## Dataset section

● ● ● ●

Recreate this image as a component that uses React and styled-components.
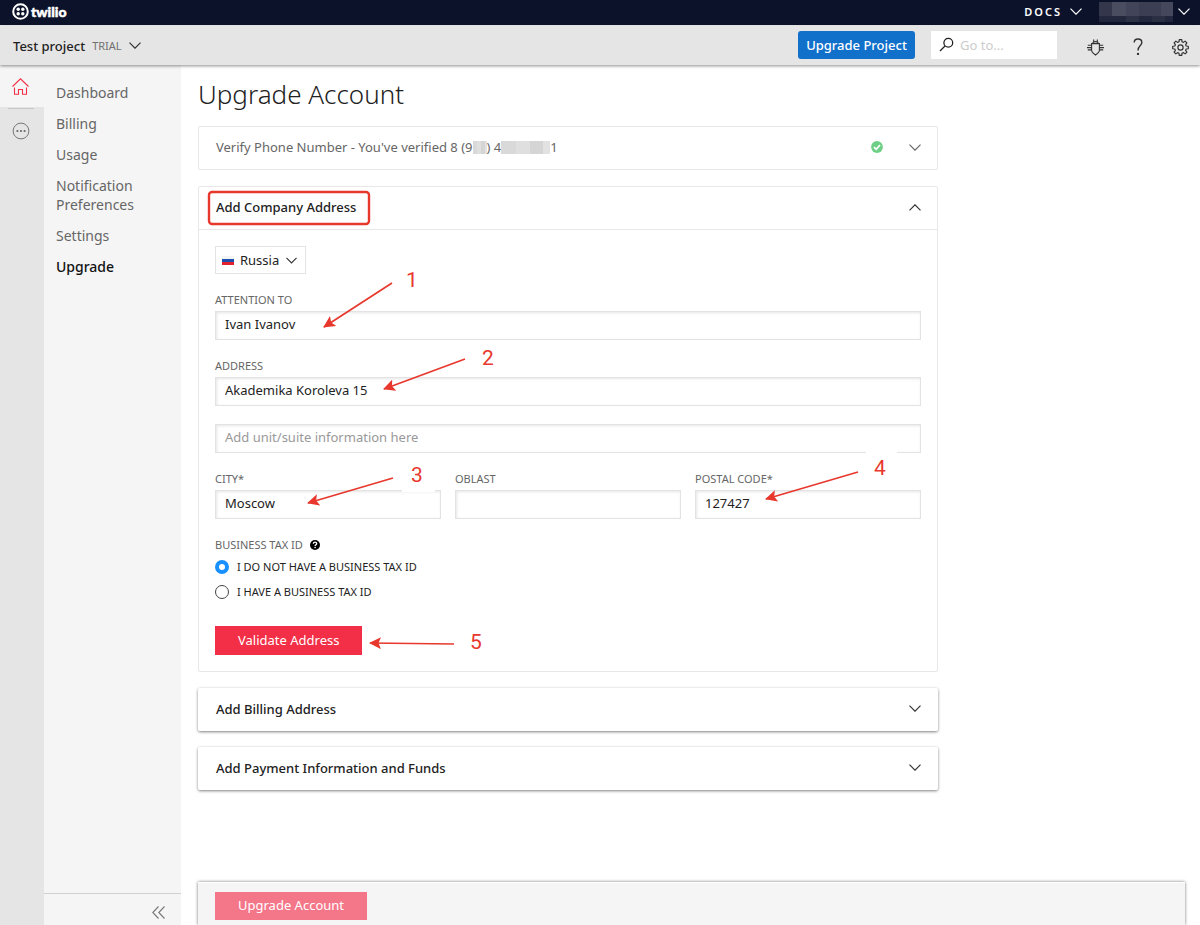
import { useState } from "react";
import styled, { createGlobalStyle } from "styled-components";

const GlobalStyle = createGlobalStyle`
    * {
        box-sizing: border-box;
    }
    body {
        margin: 0;
        background: #ffffff;
        color: #222222;
        font-family: "Noto Sans", "Open Sans", sans-serif;
        font-size: 13px;
    }
    button, input, select {
        font-family: inherit;
        font-size: inherit;
        color: inherit;
        margin: 0;
    }
    button {
        border: 0;
        padding: 0;
        background: none;
        cursor: pointer;
    }
    svg {
        display: block;
        flex: none;
    }
`

const Page = styled.div`
    min-height: 100vh;
    display: flex;
    flex-direction: column;
`

const TopBar = styled.header`
    height: 26px;
    padding: 0 10px 2px 12px;
    display: flex;
    align-items: center;
    justify-content: space-between;
    background: #0d122b;
    border-bottom: 1px solid #f4f4f4;
    color: #ffffff;
`

const Brand = styled.a`
    display: flex;
    align-items: center;
    gap: 2px;
    color: #ffffff;
    text-decoration: none;
    font-family: Lato, sans-serif;
    font-weight: 900;
    font-size: 14px;
    line-height: 16px;
    -webkit-text-stroke: 0.5px #ffffff;
`

const TopLinks = styled.nav`
    display: flex;
    align-items: center;
    gap: 17px;
`

const TopLink = styled.button`
    display: flex;
    align-items: center;
    gap: ${(props) => props.$gap}px;
    color: #ffffff;
    font-size: 11px;
    font-weight: 600;
    letter-spacing: 2px;
`

const ProjectBar = styled.div`
    position: relative;
    height: 39px;
    padding: 0 11px 0 13px;
    display: flex;
    align-items: center;
    justify-content: space-between;
    background: #e5e5e5;
    box-shadow: 0 1px 3px rgba(0, 0, 0, 0.45);
`

const ProjectPicker = styled.button`
    display: flex;
    align-items: center;
    gap: 7px;
    font-weight: 500;
`

const Trial = styled.span`
    color: #717171;
    font-size: 11px;
    font-weight: 400;
`

const ProjectTools = styled.div`
    display: flex;
    align-items: center;
    gap: 16px;
    padding-bottom: 2px;
`

const UpgradeProject = styled.button`
    width: 117px;
    height: 28px;
    border-radius: 3px;
    background: #1070ca;
    color: #ffffff;
    font-weight: 500;
`

const Search = styled.label`
    width: 126px;
    height: 28px;
    padding: 0 8px;
    display: flex;
    align-items: center;
    gap: 6px;
    background: #ffffff;
`

const SearchInput = styled.input`
    width: 100%;
    min-width: 0;
    border: 0;
    padding: 0;
    outline: none;
    background: none;
    &::placeholder {
        color: #cccccc;
        opacity: 1;
    }
`

const IconGroup = styled.div`
    display: flex;
    align-items: center;
    gap: 29px;
    padding: 5px 0 0 14px;
`

const Body = styled.div`
    flex: 1;
    display: flex;
`

const Rail = styled.nav`
    width: 44px;
    background: #e5e5e5;
`

const RailButton = styled.button`
    width: 44px;
    height: 42px;
    padding-right: 3px;
    display: flex;
    align-items: center;
    justify-content: center;
    background: ${(props) => (props.$active ? "#f5f5f5" : "transparent")};
`

const RailDivider = styled.div`
    width: 26px;
    height: 1px;
    margin: 1px 0 1px 8px;
    background: #c6c6c6;
`

const Sidebar = styled.aside`
    width: 137px;
    display: flex;
    flex-direction: column;
    justify-content: space-between;
    background: #f5f5f5;
`

const SideLinks = styled.nav`
    display: flex;
    flex-direction: column;
    gap: 12px;
    padding: 18px 12px;
`

const SideLink = styled.a`
    color: ${(props) => (props.$active ? "#111111" : "#666666")};
    font-size: 14px;
    font-weight: ${(props) => (props.$active ? 500 : 400)};
    line-height: 19px;
    text-decoration: none;
`

const Collapse = styled.button`
    height: 32px;
    padding: 5px 16px 0;
    display: flex;
    align-items: center;
    justify-content: flex-end;
    border-top: 1px solid #d0d0d0;
`

const Main = styled.main`
    flex: 1;
    min-width: 0;
    padding: 10px 15px 0 17px;
    display: flex;
    flex-direction: column;
`

const Title = styled.h1`
    margin: 0 0 13px;
    font-size: 26px;
    font-weight: 300;
    line-height: 38px;
`

const Panels = styled.div`
    max-width: 740px;
    display: flex;
    flex-direction: column;
    gap: 16px;
`

const Panel = styled.section`
    position: relative;
    border: 1px solid ${(props) => (props.$raised ? "#ffffff" : "#e8e8e8")};
    border-radius: 2px;
    box-shadow: ${(props) => (props.$raised ? "0 1px 3px rgba(0, 0, 0, 0.5)" : "none")};
`

const PanelHeader = styled.button`
    width: 100%;
    height: ${(props) => (props.$raised ? 41 : 42)}px;
    padding: 0 16px 2px 17px;
    display: flex;
    align-items: center;
    justify-content: space-between;
    color: ${(props) => (props.$done ? "#666666" : "#222222")};
    font-weight: ${(props) => (props.$done ? 400 : 500)};
`

const HeaderText = styled.span`
    display: flex;
    align-items: center;
    white-space: pre;
`

const HeaderIcons = styled.span`
    display: flex;
    align-items: center;
    gap: 26px;
`

const Masked = styled.span`
    width: ${(props) => props.$width}px;
    height: 13px;
    background: linear-gradient(90deg, #d9d9d9 0 30%, #dfdfdf 30% 60%, #d5d5d5 60% 85%, #e2e2e2 85%);
`

const Form = styled.form`
    padding: 16px;
    display: flex;
    flex-direction: column;
    gap: 18px;
    border-top: 1px solid #e8e8e8;
`

const Country = styled.label`
    align-self: flex-start;
    height: 28px;
    padding: 0 8px 0 6px;
    display: flex;
    align-items: center;
    gap: 6px;
    border: 1px solid #e3e3e3;
`

const CountrySelect = styled.select`
    appearance: none;
    border: 0;
    padding: 0;
    background: none;
    outline: none;
`

const Row = styled.div`
    display: grid;
    grid-template-columns: repeat(3, 1fr);
    gap: 14px;
`

const FieldWrapper = styled.div`
    display: flex;
    flex-direction: column;
    gap: 3px;
`

const FieldLabel = styled.label`
    color: #666666;
    font-size: 11px;
    line-height: 16px;
`

const TextInput = styled.input`
    width: 100%;
    height: 29px;
    padding: 0 9px 3px;
    border: 1px solid #e3e3e3;
    outline: none;
    background: #ffffff;
    box-shadow: inset 1px 1px 3px rgba(0, 0, 0, 0.1);
    &::placeholder {
        color: #999999;
        opacity: 1;
    }
`

const TaxGroup = styled.fieldset`
    margin: 0 0 6px;
    padding: 0;
    border: 0;
    display: flex;
    flex-direction: column;
    gap: 5px;
`

const TaxLegend = styled.legend`
    padding: 0 0 4px;
    display: flex;
    align-items: center;
    gap: 7px;
    color: #666666;
    font-size: 11px;
    line-height: 16px;
`

const RadioLabel = styled.label`
    height: 20px;
    padding-bottom: 1px;
    display: flex;
    align-items: center;
    gap: 8px;
    font-size: 11px;
`

const Radio = styled.input`
    appearance: none;
    width: 14px;
    height: 14px;
    border: 1px solid #444444;
    border-radius: 50%;
    background: #ffffff;
    &:checked {
        border: 4px solid #1890ff;
    }
`

const PrimaryButton = styled.button`
    align-self: flex-start;
    height: ${(props) => (props.disabled ? 28 : 29)}px;
    padding: 0 23px 2px;
    background: ${(props) => (props.disabled ? "#f47689" : "#f22f46")};
    color: #ffffff;
`

const FooterBar = styled.footer`
    margin-top: auto;
    padding: 9px 17px 5px;
    display: flex;
    background: #f5f5f5;
    box-shadow: 0 0 3px rgba(0, 0, 0, 0.55);
    border-top: 1px solid #ffffff;
`

// sits over the address panel, measured from its top left corner
const Notes = styled.svg`
    position: absolute;
    top: -1px;
    left: -1px;
    pointer-events: none;
`

const NoteText = styled.text`
    fill: #e8382d;
    font-family: Roboto, sans-serif;
    font-size: 21px;
`

function Chevron({ size = 12, color = "#333333", up }) {
    return (
        <svg width={size} height={7} viewBox="0 0 12 7" fill="none" stroke={color} strokeWidth="1.2">
            <path d={up ? "M0.5 6.3 6 0.8 11.5 6.3" : "M0.5 0.7 6 6.2 11.5 0.7"} />
        </svg>
    )
}

function LogoIcon() {
    return (
        <svg width="17" height="17" viewBox="0 0 17 17" fill="#ffffff">
            <circle cx="8.5" cy="8.5" r="7.3" fill="none" stroke="#ffffff" strokeWidth="2" />
            <circle cx="6.2" cy="6.2" r="1.7" />
            <circle cx="10.8" cy="6.2" r="1.7" />
            <circle cx="6.2" cy="10.8" r="1.7" />
            <circle cx="10.8" cy="10.8" r="1.7" />
        </svg>
    )
}

function AccountMask() {
    return (
        <svg width="74" height="20" viewBox="0 0 74 20">
            <rect width="74" height="20" fill="#23273d" />
            <rect width="13" height="14" fill="#34374c" />
            <rect x="13" width="14" height="14" fill="#4a4d60" />
            <rect x="27" width="13" height="14" fill="#42455a" />
            <rect x="40" width="22" height="14" fill="#3c3f54" />
            <rect x="62" width="12" height="14" fill="#45485c" />
            <rect x="27" y="14" width="13" height="6" fill="#2d3146" />
            <rect x="53" y="14" width="13" height="6" fill="#2b2f44" />
        </svg>
    )
}

function SearchIcon() {
    return (
        <svg width="15" height="15" viewBox="0 0 15 15" fill="none" stroke="#222222" strokeWidth="1.3">
            <circle cx="9.3" cy="5.7" r="4.4" />
            <path d="M6 9 1 14" />
        </svg>
    )
}

function BugIcon() {
    return (
        <svg width="17" height="17" viewBox="0 0 17 17" fill="none" stroke="#333333" strokeWidth="1.1">
            <path d="M4.6 4.6h7.8v6.6c0 1.8-1.6 3.2-3.9 4.8-2.3-1.6-3.9-3-3.9-4.8z" />
            <path d="M5.8 4.5C5.8 3.2 6.8 2.6 8.5 2.6s2.7.6 2.7 1.9M6.7 2.6V.4M10.3 2.6V.4" />
            <path d="M4.5 6.3H.8M4.5 8.6H0M4.5 10.9H.8M12.5 6.3h3.7M12.5 8.6H17M12.5 10.9h3.7" />
        </svg>
    )
}

function HelpIcon() {
    return (
        <svg width="10" height="18" viewBox="0 0 10 18" fill="none" stroke="#333333" strokeWidth="1.4">
            <path d="M1.2 4.6C1.2 2.4 2.8 1 5 1s3.8 1.4 3.8 3.5C8.8 7.6 5 7.4 5 12.6" />
            <circle cx="5" cy="15.9" r="1.2" fill="#333333" stroke="none" />
        </svg>
    )
}

// eight teeth, four points each
const gearPoints = Array.from({ length: 32 }, (_, i) => {
    const tooth = Math.floor(i / 4) * 45
    const angle = ((tooth + [-15, -9, 9, 15][i % 4]) * Math.PI) / 180
    const radius = [5.9, 7.9, 7.9, 5.9][i % 4]
    return `${(8.5 + radius * Math.cos(angle)).toFixed(2)},${(8.5 + radius * Math.sin(angle)).toFixed(2)}`
}).join(" ")

function GearIcon() {
    return (
        <svg width="17" height="17" viewBox="0 0 17 17" fill="none" stroke="#333333" strokeWidth="1.2" strokeLinejoin="round">
            <polygon points={gearPoints} />
            <circle cx="8.5" cy="8.5" r="2.6" />
        </svg>
    )
}

function HomeIcon() {
    return (
        <svg width="17" height="17" viewBox="0 0 17 17" fill="none" stroke="#f22f46" strokeWidth="1.1">
            <path d="M.5 8.5 8.5.8l8 7.7" />
            <path d="M2.5 9.5v6.7h4v-4.7h4v4.7h4V9.5" />
        </svg>
    )
}

function MoreIcon() {
    return (
        <svg width="18" height="18" viewBox="0 0 18 18" fill="#666666">
            <circle cx="9" cy="9" r="7.9" fill="none" stroke="#777777" />
            <circle cx="5.4" cy="9" r="1.1" />
            <circle cx="9" cy="9" r="1.1" />
            <circle cx="12.6" cy="9" r="1.1" />
        </svg>
    )
}

function CheckIcon() {
    return (
        <svg width="12" height="12" viewBox="0 0 12 12" fill="none">
            <circle cx="6" cy="6" r="5.9" fill="#6fcf86" />
            <path d="M3 6.2 5.2 8.3 9 4" stroke="#ffffff" strokeWidth="1.8" />
        </svg>
    )
}

function TaxHelpIcon() {
    return (
        <svg width="10" height="10" viewBox="0 0 10 10" fill="none">
            <circle cx="5" cy="5" r="5" fill="#000000" />
            <path d="M3.3 3.8C3.4 2.7 4 2.2 5 2.2s1.7.6 1.7 1.4C6.7 4.8 5.1 4.7 5.1 6" stroke="#ffffff" strokeWidth="1.3" />
            <circle cx="5.1" cy="7.6" r=".8" fill="#ffffff" />
        </svg>
    )
}

function Flag() {
    return (
        <svg width="12" height="9" viewBox="0 0 12 9">
            <rect width="12" height="3" fill="#f4f4f4" />
            <rect y="3" width="12" height="3" fill="#1c4fae" />
            <rect y="6" width="12" height="3" fill="#e0202c" />
        </svg>
    )
}

function Field({ id, label, ...rest }) {
    return (
        <FieldWrapper>
            <FieldLabel htmlFor={id}>{label}</FieldLabel>
            <TextInput id={id} {...rest} />
        </FieldWrapper>
    )
}

const arrows = [
    { n: 1, from: [194, 97], to: [126, 141], text: [208, 101] },
    { n: 2, from: [267, 173], to: [186, 203], text: [284, 179] },
    { n: 3, from: [195, 292], to: [110, 317], text: [213, 296] },
    { n: 4, from: [660, 286], to: [568, 313], text: [676, 289] },
    { n: 5, from: [256, 458], to: [172, 457], text: [272, 463] },
]

function NotesLayer() {
    return (
        <Notes width="740" height="486" viewBox="0 0 740 486">
            <defs>
                <marker id="head" viewBox="0 0 12 12" refX="11" refY="6" markerWidth="12" markerHeight="12" markerUnits="userSpaceOnUse" orient="auto">
                    <path d="M12 6 0 0 2.5 6 0 12z" fill="#e8382d" />
                </marker>
            </defs>
            <rect x="204" y="303" width="33" height="3" fill="#ffffff" />
            <rect x="668" y="264" width="31" height="4" fill="#ffffff" />
            <rect x="11" y="6" width="160" height="32" rx="3" fill="none" stroke="#e8382d" strokeWidth="2.4" />
            {arrows.map((a) => (
                <g key={a.n}>
                    <path d={`M${a.from.join(" ")} L${a.to.join(" ")}`} stroke="#e8382d" strokeWidth="1.7" markerEnd="url(#head)" />
                    <NoteText x={a.text[0]} y={a.text[1]}>{a.n}</NoteText>
                </g>
            ))}
        </Notes>
    )
}

const links = ["Dashboard", "Billing", "Usage", "Notification Preferences", "Settings", "Upgrade"]

export default function App() {

    const [formData, setFormData] = useState({
        attention: "Ivan Ivanov",
        address: "Akademika Koroleva 15",
        unit: "",
        city: "Moscow",
        oblast: "",
        postal: "127427",
        tax: "no",
    });

    const handleChange = (event) => {
        const { name, value } = event.target;
        setFormData({ ...formData, [name]: value })
    }

    return (
        <Page>
            <GlobalStyle />
            <TopBar>
                <Brand href="#home"><LogoIcon />twilio</Brand>
                <TopLinks>
                    <TopLink $gap={8}>DOCS<Chevron color="#ffffff" /></TopLink>
                    <TopLink $gap={5} aria-label="Account"><AccountMask /><Chevron color="#ffffff" /></TopLink>
                </TopLinks>
            </TopBar>
            <ProjectBar>
                <ProjectPicker>
                    <span>Test project</span>
                    <Trial>TRIAL</Trial>
                    <Chevron />
                </ProjectPicker>
                <ProjectTools>
                    <UpgradeProject>Upgrade Project</UpgradeProject>
                    <Search>
                        <SearchIcon />
                        <SearchInput aria-label="Go to" placeholder="Go to..." />
                    </Search>
                    <IconGroup>
                        <button aria-label="Debugger"><BugIcon /></button>
                        <button aria-label="Help"><HelpIcon /></button>
                        <button aria-label="Settings"><GearIcon /></button>
                    </IconGroup>
                </ProjectTools>
            </ProjectBar>
            <Body>
                <Rail>
                    <RailButton $active aria-label="Home"><HomeIcon /></RailButton>
                    <RailDivider />
                    <RailButton aria-label="All products"><MoreIcon /></RailButton>
                </Rail>
                <Sidebar>
                    <SideLinks>
                        {links.map((link) => (
                            <SideLink key={link} href="#menu" $active={link === "Upgrade"}>{link}</SideLink>
                        ))}
                    </SideLinks>
                    <Collapse aria-label="Collapse menu">
                        <svg width="13" height="13" viewBox="0 0 13 13" fill="none" stroke="#777777" strokeWidth="1.1">
                            <path d="M6.5.5.8 6.5l5.7 6M12.5.5 6.8 6.5l5.7 6" />
                        </svg>
                    </Collapse>
                </Sidebar>
                <Main>
                    <Title>Upgrade Account</Title>
                    <Panels>
                        <Panel>
                            <PanelHeader $done>
                                <HeaderText>
                                    Verify Phone Number - You've verified 8 (9<Masked $width={14} />) 4<Masked $width={49} />1
                                </HeaderText>
                                <HeaderIcons><CheckIcon /><Chevron color="#666666" /></HeaderIcons>
                            </PanelHeader>
                        </Panel>
                        <Panel>
                            <PanelHeader>
                                <HeaderText>Add Company Address</HeaderText>
                                <Chevron up />
                            </PanelHeader>
                            <Form onSubmit={(event) => event.preventDefault()}>
                                <Country>
                                    <Flag />
                                    <CountrySelect aria-label="Country" defaultValue="Russia">
                                        <option>Russia</option>
                                    </CountrySelect>
                                    <Chevron size={11} />
                                </Country>
                                <Field id="attention" name="attention" label="ATTENTION TO" value={formData.attention} onChange={handleChange} />
                                <Field id="address" name="address" label="ADDRESS" value={formData.address} onChange={handleChange} />
                                <TextInput name="unit" aria-label="Unit or suite" placeholder="Add unit/suite information here" value={formData.unit} onChange={handleChange} />
                                <Row>
                                    <Field id="city" name="city" label="CITY*" value={formData.city} onChange={handleChange} />
                                    <Field id="oblast" name="oblast" label="OBLAST" value={formData.oblast} onChange={handleChange} />
                                    <Field id="postal" name="postal" label="POSTAL CODE*" value={formData.postal} onChange={handleChange} />
                                </Row>
                                <TaxGroup>
                                    <TaxLegend>BUSINESS TAX ID <TaxHelpIcon /></TaxLegend>
                                    <RadioLabel>
                                        <Radio type="radio" name="tax" value="no" checked={formData.tax === "no"} onChange={handleChange} />
                                        I DO NOT HAVE A BUSINESS TAX ID
                                    </RadioLabel>
                                    <RadioLabel>
                                        <Radio type="radio" name="tax" value="yes" checked={formData.tax === "yes"} onChange={handleChange} />
                                        I HAVE A BUSINESS TAX ID
                                    </RadioLabel>
                                </TaxGroup>
                                <PrimaryButton type="submit">Validate Address</PrimaryButton>
                            </Form>
                            <NotesLayer />
                        </Panel>
                        <Panel $raised>
                            <PanelHeader $raised>
                                <HeaderText>Add Billing Address</HeaderText>
                                <Chevron />
                            </PanelHeader>
                        </Panel>
                        <Panel $raised>
                            <PanelHeader $raised>
                                <HeaderText>Add Payment Information and Funds</HeaderText>
                                <Chevron />
                            </PanelHeader>
                        </Panel>
                    </Panels>
                    <FooterBar>
                        <PrimaryButton disabled>Upgrade Account</PrimaryButton>
                    </FooterBar>
                </Main>
            </Body>
        </Page>
    )
}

● ● ● ●

From the data, list each line in which the string "components" appears.

Recreate this image as a component that uses React and styled-components.
import styled, { createGlobalStyle } from "styled-components";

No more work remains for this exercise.